Hello, i have a cat feeder project where i want to adjust the amount of portion served with potentiometer. Portion is regulated by amount of seconds the motor is spinning, so i mapped potentiometer 0 to 1023 value from 15000ms to 50000ms. So i can adjust that from 15 seconds to 50 seconds. But on my serial display I cannot see full value, it gets around 32000 and then goes back to zero up until the very far point of the potent is reached. If I use my code with smaller number, 0 to 10 as an example, it works fine. Not much code is needed here, so i pasted only part of it. What can i do to have potentiometer value mapped correctly between 15s and 50s. Thanks
val = analogRead(potent_pin);
val = map(val, 0, 1023, 0, 50000);
val = constrain(val, 0, 50000);
val = val/1000;
Serial.println(val);
I guess val is an integer. the range for an integer on a 8-bit processor is from -32,768 .. 32,767. You don't mention the board that you're using so this is just a guess.

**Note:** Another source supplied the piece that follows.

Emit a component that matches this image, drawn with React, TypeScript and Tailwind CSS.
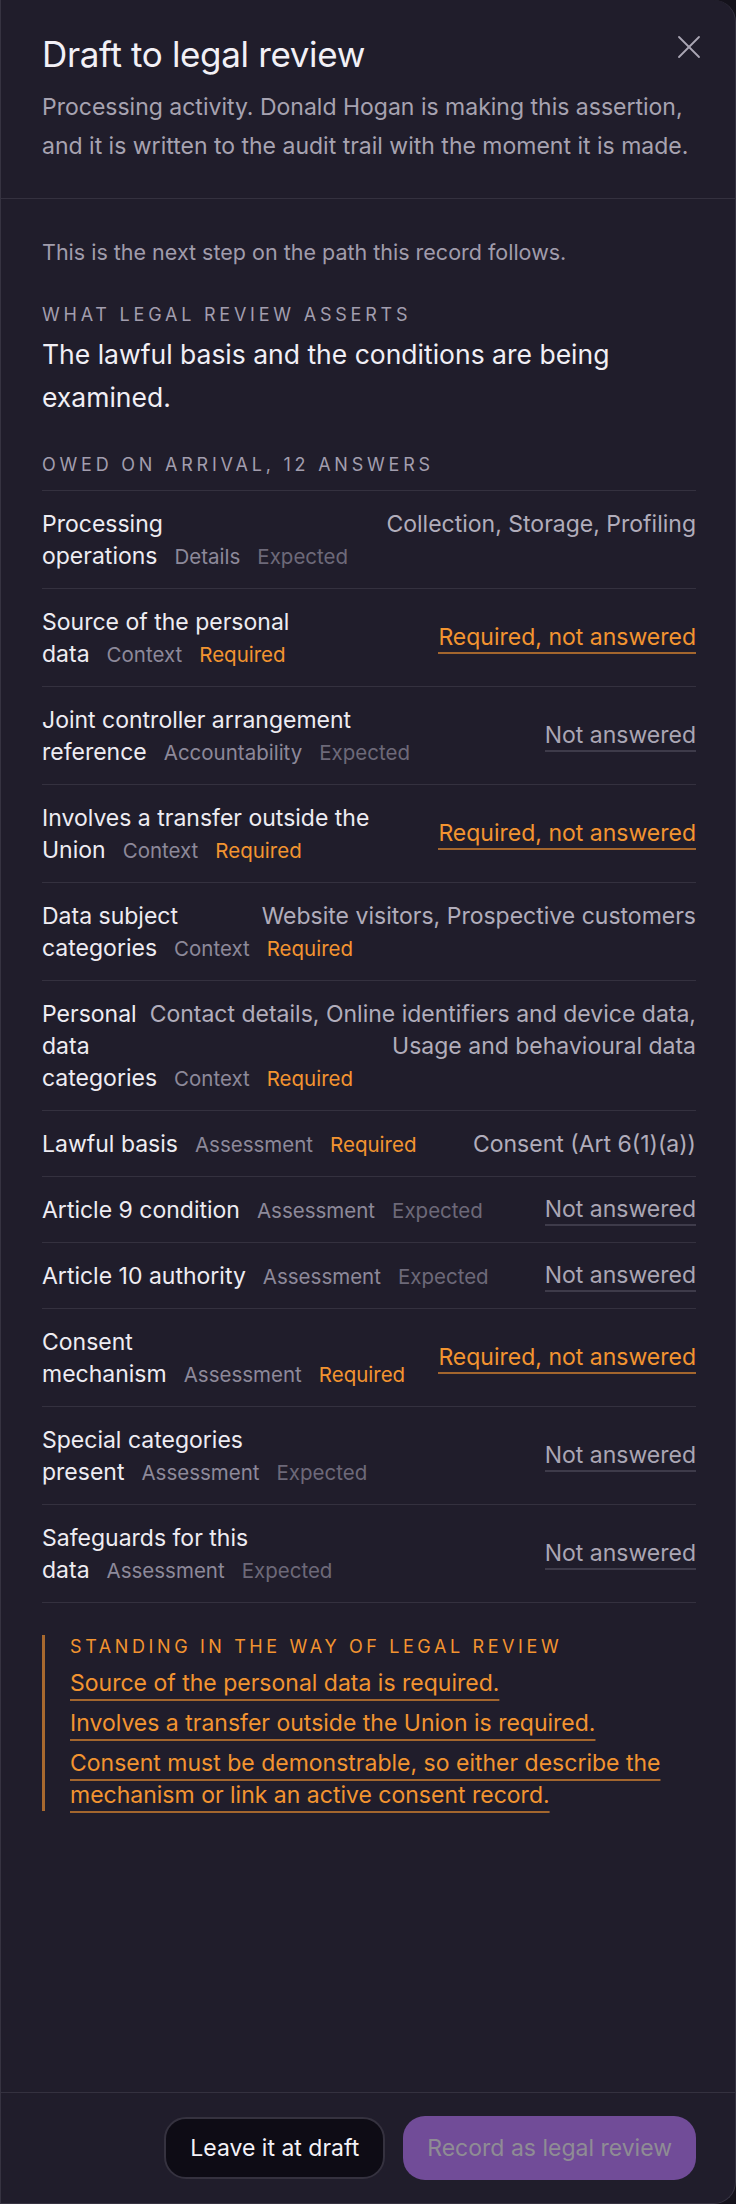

"Rolling over" variables is a common problem (bug) and it can be confusing because of the two's complement representation of signed variables.
It can be obvious if things go wrong at 256 or around 32,000 or around 64,000 but it's tricky If you are using the rolled-over variable "indirectly" in a formula and you just see the result acting screwy.
If I want to convert 0 to 1023 using integers, I'd use longs and calculate using microvolts and have 3 places to lose in divides while holding millivolts.
cast long reading * 5000000L uV / 1023000L = long mV never > 5000
Volts is value / 1000 and mV is value % 1000, the remainder.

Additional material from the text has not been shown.